Bible stories become required reading for Texas schools


A Texas education panel has approved plans to make Bible stories mandatory for all five million public school students in the state, sparking a row about separation of church and state.

The required readings, which don’t come into effect until 2030, include Bible passages about Adam and Eve and from the book of Exodus, where God speaks to Moses through a burning bush.

Critics say the new reading requirements, which also include Dickens and Shakespeare, infringe on religious freedoms and lack diversity.

The Republican-controlled State Board of Education approved the measure in a 9-5 vote with one Republican joining Democrats to vote against it.

“We are bringing the Bible back into schools this week for the first time in 60 years,” Brandon Hall, a Republican member of the board of education, said this week.

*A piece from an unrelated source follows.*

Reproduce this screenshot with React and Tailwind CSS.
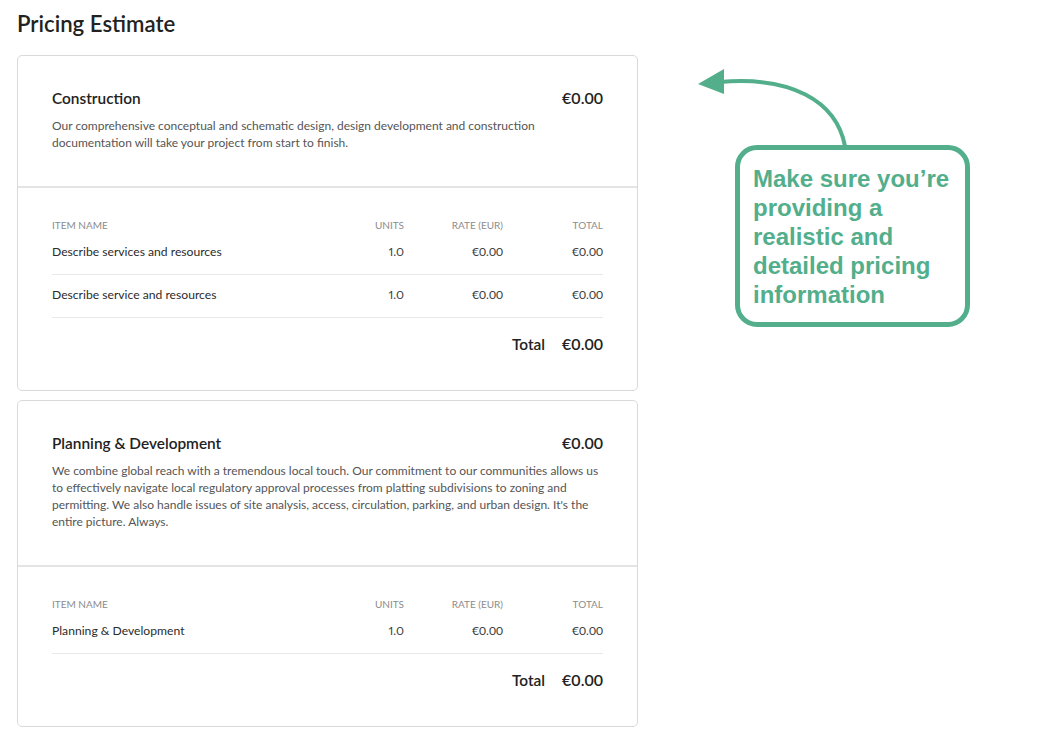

Supporters say schoolchildren ought to learn about Judeo-Christian traditions that they argue were essential to the nation’s founding.

The new list establishes for the first time books that students across Texas must read.

It includes English literature classics such as Charles Dickens’s Great Expectations and William Shakespeare’s The Tragedy of Julius Caesar.

Dr Martin Luther King Jr’s I’ve Been to the Mountain Top speech and Margaret Thatcher’s eulogy for President Ronald Reagan are also on the wider-ranging list.

But it is the mandatory religious texts that have drawn fierce opposition from education and civil liberties groups.

Students will learn passages about Jesus in the New Testament and read the Parable of the Prodigal Son, under the curriculum.

Felicia Martin, executive director of Texas Freedom Network, a left-wing activist group, said ahead of the vote that the reading list “centres Christianity above all other religious faiths and traditions”.

“[It has] a very Western-centric view of the world that omits the contributions and the histories of black, brown, indigenous people, of other religious faiths and traditions that are critical to the overall understanding of our history.”

Others also raised concerns that the mandate risks undermining the independence of teachers to steer their classes.

“Texas teachers have expressed concerns about the length of the list and the potential loss of teacher autonomy in determining which works are appropriate and relevant for their own classrooms,” Clare Haefner of the Texas Classroom Teachers Association told the BBC.

Even though the board’s final approval reduced the required list, the association says it remains too cumbersome.

The BBC contacted the Texas State Board of Education for comment.

Friday’s approval was the latest example of moves by conservatives to bolster the presence of Christian beliefs in the Texas education system.

Last year, it became the largest US state to require classrooms to display the Ten Commandments – biblical laws that some Christians believe God set for people.

In April, a federal appeals court upheld the law mandating the display after a legal challenge.

On Friday, President Donald Trump took credit for what he saw as spreading religious values in the US.

“Religion is back in our country, bigger and stronger than it has been in many, many years,” he told a religious freedom event in Washington DC.